Key Decisions for Investors

  • Long NET (Cloudflare) — buy shares or 9–12 month call spreads sized as 1–2% portfolio exposure. Thesis: fastest beneficiary from incremental enterprise WAF/bot budgets and edge server-side routing; expected 25–40% upside if adoption accelerates, capped downside ~15–20% on valuation compression. Add on any >15% post-earnings pullback.
  • Long RAMP (LiveRamp) — buy shares with a 6–18 month horizon (1–1.5% portfolio). Thesis: first-party identity/resolution is the biggest structural beneficiary of cookie-loss/measurement friction; objective upside 30%+ if adoption in programmatic demand picks up, downside concentrated in regulatory risk and macro ad weakness (~20%).

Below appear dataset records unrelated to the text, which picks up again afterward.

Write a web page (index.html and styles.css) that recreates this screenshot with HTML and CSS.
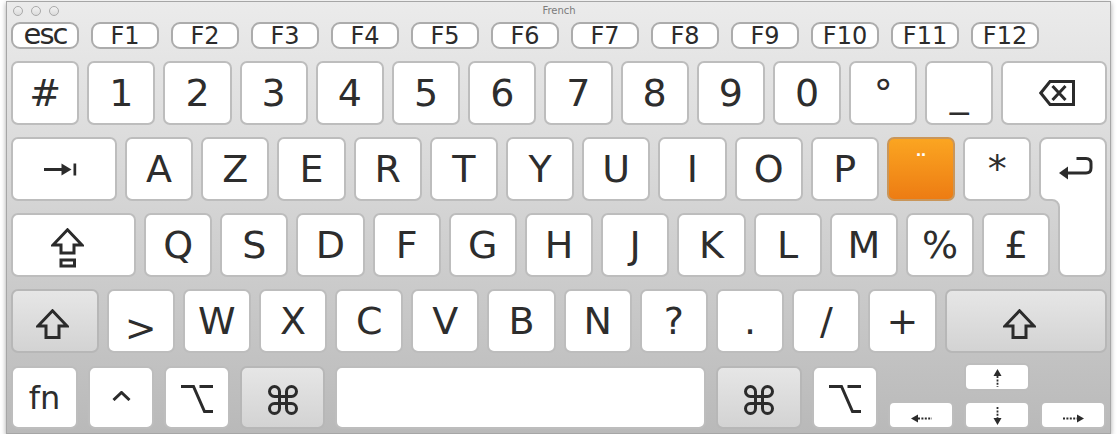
FILE: index.html
```html
<!DOCTYPE html>
<html lang="fr">
<head>
    <meta charset="UTF-8">
    <meta name="viewport" content="width=device-width, initial-scale=1.0">
    <title>French</title>
    <link rel="stylesheet" href="styles.css">
</head>
<body>

<div class="viewer">
    <div class="titlebar">
        <div class="lights">
            <span class="light"></span>
            <span class="light"></span>
            <span class="light"></span>
        </div>
        <div class="title">French</div>
    </div>

    <!-- function keys -->
    <div class="row fn-row">
        <div class="fkey esc">esc</div>
        <div class="fkey">F1</div>
        <div class="fkey">F2</div>
        <div class="fkey">F3</div>
        <div class="fkey">F4</div>
        <div class="fkey">F5</div>
        <div class="fkey">F6</div>
        <div class="fkey">F7</div>
        <div class="fkey">F8</div>
        <div class="fkey">F9</div>
        <div class="fkey">F10</div>
        <div class="fkey">F11</div>
        <div class="fkey">F12</div>
    </div>

    <!-- number row -->
    <div class="row">
        <div class="key">#</div>
        <div class="key">1</div>
        <div class="key">2</div>
        <div class="key">3</div>
        <div class="key">4</div>
        <div class="key">5</div>
        <div class="key">6</div>
        <div class="key">7</div>
        <div class="key">8</div>
        <div class="key">9</div>
        <div class="key">0</div>
        <div class="key">°</div>
        <div class="key">_</div>
        <div class="key fill delete">
            <svg width="36" height="26" viewBox="0 0 36 26">
                <path class="glyph" d="M1.8 13 L11 1.5 H34.5 V24.5 H11 Z"/>
                <path class="glyph" d="M13.5 6 L26.5 20 M26.5 6 L13.5 20" stroke-width="3.2"/>
            </svg>
        </div>
    </div>

    <!-- letter rows share the return key -->
    <div class="letters">
        <div class="row top">
            <div class="key tab">
                <svg width="33" height="13" viewBox="0 0 33 13">
                    <path class="glyph" d="M0 6.5 H19" stroke-width="2.6"/>
                    <path class="solid" d="M17.5 0.5 L27.5 6.5 L17.5 12.5 Z"/>
                    <rect class="solid" x="29.5" y="0.5" width="2.7" height="12"/>
                </svg>
            </div>
            <div class="key">A</div>
            <div class="key">Z</div>
            <div class="key">E</div>
            <div class="key">R</div>
            <div class="key">T</div>
            <div class="key">Y</div>
            <div class="key">U</div>
            <div class="key">I</div>
            <div class="key">O</div>
            <div class="key">P</div>
            <div class="key dead">¨</div>
            <div class="key">*</div>
        </div>

        <svg class="return" width="68" height="140" viewBox="0 0 68 140">
            <path class="return-cap" d="M8 1 H60 A7 7 0 0 1 67 8 V132 A7 7 0 0 1 60 139 H27 A7 7 0 0 1 20 132 V70 A7 7 0 0 0 13 63 H8 A7 7 0 0 1 1 56 V8 A7 7 0 0 1 8 1 Z"/>
            <path class="glyph" d="M37.5 21.5 H47 Q52 21.5 52 26.5 V31 Q52 36 47 36 H27" stroke-width="3.2"/>
            <path class="solid" d="M20 36 L29 29.5 L29 42.5 Z"/>
        </svg>

        <div class="row bottom">
            <div class="key caps">
                <svg width="33" height="40" viewBox="0 0 33 40">
                    <path class="glyph" d="M16.5 1.8 L31 17 H23 V25 H10 V17 H2 Z" stroke-width="2.6"/>
                    <rect class="glyph" x="10" y="32" width="13.5" height="6" stroke-width="2.6"/>
                </svg>
            </div>
            <div class="key">Q</div>
            <div class="key">S</div>
            <div class="key">D</div>
            <div class="key">F</div>
            <div class="key">G</div>
            <div class="key">H</div>
            <div class="key">J</div>
            <div class="key">K</div>
            <div class="key">L</div>
            <div class="key">M</div>
            <div class="key">%</div>
            <div class="key">£</div>
        </div>
    </div>

    <!-- shift row -->
    <div class="row">
        <div class="key mod shift-left">
            <svg width="33" height="30" viewBox="0 0 33 30">
                <path class="glyph" d="M16.5 1.8 L31 17 H23 V28.5 H10 V17 H2 Z" stroke-width="2.6"/>
            </svg>
        </div>
        <div class="key gt">&gt;</div>
        <div class="key">W</div>
        <div class="key">X</div>
        <div class="key">C</div>
        <div class="key">V</div>
        <div class="key">B</div>
        <div class="key">N</div>
        <div class="key">?</div>
        <div class="key">.</div>
        <div class="key">/</div>
        <div class="key">+</div>
        <div class="key mod fill shift-right">
            <svg width="33" height="30" viewBox="0 0 33 30">
                <path class="glyph" d="M16.5 1.8 L31 17 H23 V28.5 H10 V17 H2 Z" stroke-width="2.6"/>
            </svg>
        </div>
    </div>

    <!-- bottom row -->
    <div class="row last">
        <div class="key fn w67">fn</div>
        <div class="key w66 ctrl">
            <svg width="19" height="10" viewBox="0 0 19 10">
                <path class="glyph" d="M1.5 9 L9.5 1.5 L17.5 9" stroke-width="2.6"/>
            </svg>
        </div>
        <div class="key w66 opt">
            <svg width="32" height="28" viewBox="0 0 32 28">
                <path class="glyph" d="M0 1.5 H12.5 L23.5 26.5 H32 M18.5 1.5 H32" stroke-width="3"/>
            </svg>
        </div>
        <div class="key mod w85 cmd">
            <svg width="30" height="30" viewBox="0 0 30 30">
                <path class="glyph" d="M11.5 11.5 V6.5 A5 5 0 1 0 6.5 11.5 H23.5 A5 5 0 1 0 18.5 6.5 V23.5 A5 5 0 1 0 23.5 18.5 H6.5 A5 5 0 1 0 11.5 23.5 Z" stroke-width="2.8"/>
            </svg>
        </div>
        <div class="key space"></div>
        <div class="key mod w86 cmd">
            <svg width="30" height="30" viewBox="0 0 30 30">
                <path class="glyph" d="M11.5 11.5 V6.5 A5 5 0 1 0 6.5 11.5 H23.5 A5 5 0 1 0 18.5 6.5 V23.5 A5 5 0 1 0 23.5 18.5 H6.5 A5 5 0 1 0 11.5 23.5 Z" stroke-width="2.8"/>
            </svg>
        </div>
        <div class="key w66 opt">
            <svg width="32" height="28" viewBox="0 0 32 28">
                <path class="glyph" d="M0 1.5 H12.5 L23.5 26.5 H32 M18.5 1.5 H32" stroke-width="3"/>
            </svg>
        </div>
        <div class="arrows">
            <div class="akey up">
                <svg width="9" height="18" viewBox="0 0 9 18">
                    <path class="solid" d="M4.5 0 L8.5 7 L0.5 7 Z"/>
                    <path class="dots" d="M4.5 7 V18"/>
                </svg>
            </div>
            <div class="akey left">
                <svg width="21" height="9" viewBox="0 0 21 9">
                    <path class="solid" d="M0 4.5 L7 0.5 L7 8.5 Z"/>
                    <path class="dots" d="M7 4.5 H21"/>
                </svg>
            </div>
            <div class="akey down">
                <svg width="9" height="18" viewBox="0 0 9 18">
                    <path class="dots" d="M4.5 0 V11"/>
                    <path class="solid" d="M4.5 18 L8.5 11 L0.5 11 Z"/>
                </svg>
            </div>
            <div class="akey right">
                <svg width="21" height="9" viewBox="0 0 21 9">
                    <path class="dots" d="M0 4.5 H14"/>
                    <path class="solid" d="M21 4.5 L14 0.5 L14 8.5 Z"/>
                </svg>
            </div>
        </div>
    </div>
</div>

</body>
</html>
```

FILE: styles.css
```css
body {
    margin: 0;
    background: #fff;
    font-family: 'DejaVu Sans', sans-serif;
}

.viewer {
    box-sizing: border-box;
    width: 1105px;
    margin: 1px 0 0 6px;
    padding: 0 3px 4px 4px;
    border: 1px solid #a6a6a6;
    background: linear-gradient(#ebebeb 0%, #dddddd 30%, #cbcbcb 65%, #b9b9b9 100%);
    box-shadow: 0 2px 5px rgba(0, 0, 0, 0.35);
}

/* title bar */
.titlebar {
    height: 20px;
    display: grid;
    grid-template-columns: 1fr auto 1fr;
    align-items: start;
}

.lights {
    display: flex;
    gap: 8px;
    padding: 4px 0 0 2px;
}

.light {
    box-sizing: border-box;
    width: 10px;
    height: 10px;
    border-radius: 50%;
    border: 1px solid #a9a9a9;
    background: linear-gradient(#f2f2f2, #dcdcdc);
}

.title {
    font-size: 10px;
    line-height: 12px;
    padding-top: 3px;
    color: #7b7b7b;
}

/* rows */
.row {
    display: flex;
    gap: 8px;
    margin-top: 12px;
}

.fn-row {
    gap: 12px;
    margin-top: 0;
}

.fkey {
    box-sizing: border-box;
    width: 68px;
    height: 27px;
    background: #fff;
    border: 2px solid #acacac;
    border-radius: 9px;
    display: flex;
    align-items: center;
    justify-content: center;
    font-size: 24px;
    color: #2b2b2b;
}

.esc {
    font-size: 29px;
    letter-spacing: -2px;
    padding-bottom: 3px;
}

.key {
    box-sizing: border-box;
    flex: none;
    width: 68.2px;
    height: 64px;
    background: #fff;
    border: 2px solid #bdbdbd;
    border-radius: 7px;
    display: flex;
    align-items: center;
    justify-content: center;
    font-size: 38px;
    color: #2d2d2d;
}

.key.fill {
    flex: 1;
}

.mod {
    background: linear-gradient(#e6e6e6, #d3d3d3);
    border-color: #b7b7b7;
}

.dead {
    background: linear-gradient(#fba521, #ed7c13);
    border-color: #c9965a;
    color: #fff;
    font-size: 26px;
    padding-bottom: 8px;
}

.gt {
    padding-top: 14px;
}

/* svg glyphs */
.glyph {
    fill: none;
    stroke: #2b2b2b;
    stroke-width: 3;
}

.solid {
    fill: #2b2b2b;
}

.dots {
    fill: none;
    stroke: #2b2b2b;
    stroke-width: 1.8;
    stroke-dasharray: 2 1.4;
}

.delete {
    padding-left: 6px;
}

.tab {
    width: 106px;
    padding-right: 8px;
}

.caps {
    width: 125px;
    padding: 6px 12px 0 0;
}

.shift-left {
    width: 87.5px;
    padding: 6px 4px 0 0;
}

.shift-right {
    padding: 6px 13px 0 0;
}

/* letters block with the tall return key */
.letters {
    display: grid;
    grid-template-columns: 1fr 68px;
    grid-template-rows: 64px 64px;
    row-gap: 12px;
    margin-top: 12px;
}

.letters .row {
    margin-top: 0;
}

.letters .top {
    grid-column: 1;
    grid-row: 1;
}

.letters .bottom {
    grid-column: 1 / 3;
    grid-row: 2;
}

.return {
    grid-column: 2;
    grid-row: 1 / 3;
    display: block;
}

.return-cap {
    fill: #fff;
    stroke: #bdbdbd;
    stroke-width: 2;
}

/* bottom row */
.last {
    gap: 10px;
    margin-top: 10px;
    align-items: flex-end;
}

.last .key {
    height: 63px;
}

.w66 { width: 66px; }
.w67 { width: 67px; }
.w85 { width: 85px; }
.w86 { width: 86px; }

.fn {
    font-size: 32px;
}

.ctrl {
    padding-bottom: 4px;
}

.opt {
    padding-top: 3px;
}

.cmd {
    padding-top: 5px;
}

.space {
    width: 371px;
}

.arrows {
    display: grid;
    grid-template-columns: 66px 66px 66px;
    grid-template-rows: 28px 28px;
    gap: 10px;
}

.akey {
    box-sizing: border-box;
    background: #fff;
    border: 2px solid #bdbdbd;
    border-radius: 6px;
    display: flex;
    align-items: center;
    justify-content: center;
}

.up {
    grid-column: 2;
    grid-row: 1;
    padding-top: 2px;
}

.left {
    grid-column: 1;
    grid-row: 2;
    padding-top: 6px;
}

.down {
    grid-column: 2;
    grid-row: 2;
    padding-top: 2px;
}

.right {
    grid-column: 3;
    grid-row: 2;
    padding-top: 6px;
}
```
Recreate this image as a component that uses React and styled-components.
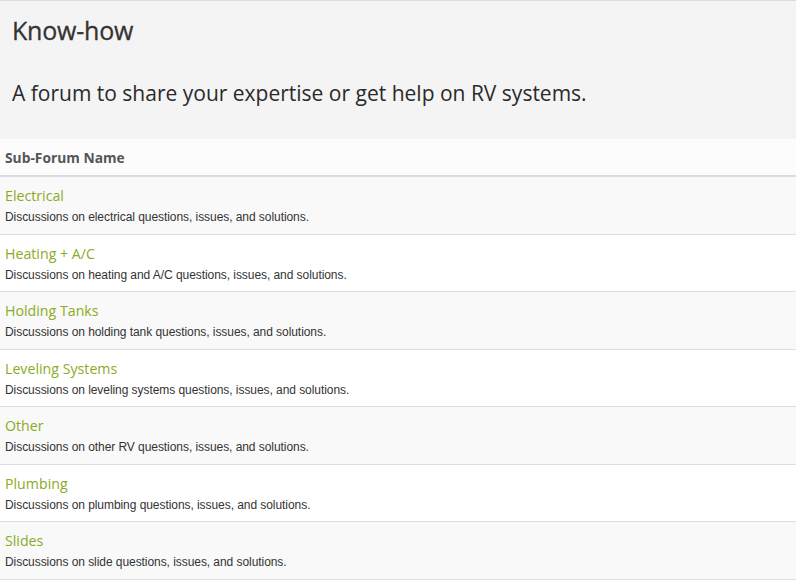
import React from "react";
import styled, { createGlobalStyle } from "styled-components";

const Global = createGlobalStyle`
  html, body { margin: 0; padding: 0; background: #fff; }
  body { font-family: "Open Sans", sans-serif; }
`;

const Page = styled.div`
  width: 796px;
  border-top: 1px solid #dcdcdc;
`;

const Hero = styled.header`
  background: #f4f4f4;
  padding: 13px 12px 30px;
  height: 138px;
  box-sizing: border-box;
`;

const Title = styled.h1`
  margin: 0;
  font-family: "Open Sans", sans-serif;
  font-weight: 400;
  font-size: 25px;
  line-height: 32px;
  color: #333;
  letter-spacing: -0.2px;
  -webkit-text-stroke: 0.3px #333;
`;

const Subtitle = styled.p`
  margin: 32px 0 0;
  font-family: "Open Sans", sans-serif;
  font-size: 21px;
  line-height: 30px;
  color: #2a2a2a;
`;

const Table = styled.div`
  display: flex;
  flex-direction: column;
`;

const HeadRow = styled.div`
  background: #fcfcfc;
  height: 36px;
  display: flex;
  align-items: center;
  padding: 0 5px;
  border-bottom: 2px solid #dcdcdc;
  font-family: "Open Sans", sans-serif;
  font-weight: 700;
  font-size: 13.8px;
  color: #555;
`;

const Row = styled.div`
  background: ${(p) => (p.$odd ? "#f9f9f9" : "#ffffff")};
  height: 57.5px;
  box-sizing: border-box;
  border-bottom: 1px solid #dddddd;
  padding: 8px 5px 0;
  display: flex;
  flex-direction: column;
`;

const Name = styled.a`
  font-family: "Open Sans", sans-serif;
  font-size: 14.2px;
  line-height: 22px;
  color: #8aab1f;
  text-decoration: none;
`;

const Desc = styled.div`
  margin-top: 1px;
  font-family: "Liberation Sans", Arial, sans-serif;
  font-size: 12px;
  letter-spacing: -0.06px;
  line-height: 18px;
  color: #333;
`;

const forums = [
  ["Electrical", "Discussions on electrical questions, issues, and solutions."],
  ["Heating + A/C", "Discussions on heating and A/C questions, issues, and solutions."],
  ["Holding Tanks", "Discussions on holding tank questions, issues, and solutions."],
  ["Leveling Systems", "Discussions on leveling systems questions, issues, and solutions."],
  ["Other", "Discussions on other RV questions, issues, and solutions."],
  ["Plumbing", "Discussions on plumbing questions, issues, and solutions."],
  ["Slides", "Discussions on slide questions, issues, and solutions."],
];

export default function App() {
  return (
    <Page>
      <Global />
      <Hero>
        <Title>Know-how</Title>
        <Subtitle>A forum to share your expertise or get help on RV systems.</Subtitle>
      </Hero>
      <Table>
        <HeadRow>Sub-Forum Name</HeadRow>
        {forums.map(([n, d], i) => (
          <Row key={n} $odd={i % 2 === 0}>
            <Name href="#">{n}</Name>
            <Desc>{d}</Desc>
          </Row>
        ))}
      </Table>
    </Page>
  );
}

  • Pair trade (6–12 months): Long NET 60% / Long RAMP 40% vs Short AKAM (Akamai) sized so net market beta neutral. Rationale: growth and product-led edge solutions win share versus legacy CDN/edge players. Target spread return 20–35%; stop-loss if spread reverses by 12% intraday or on clear browser policy reversal.
  • Tactical hedge: buy 3–6 month put protection on small-cap e‑commerce aggregator/marketplace exposure (where UX friction translates immediately into visible GMV hits). Use cheap put spreads to cap cost — objective to limit drawdown from a cluster of conversion incidents during peak retail windows.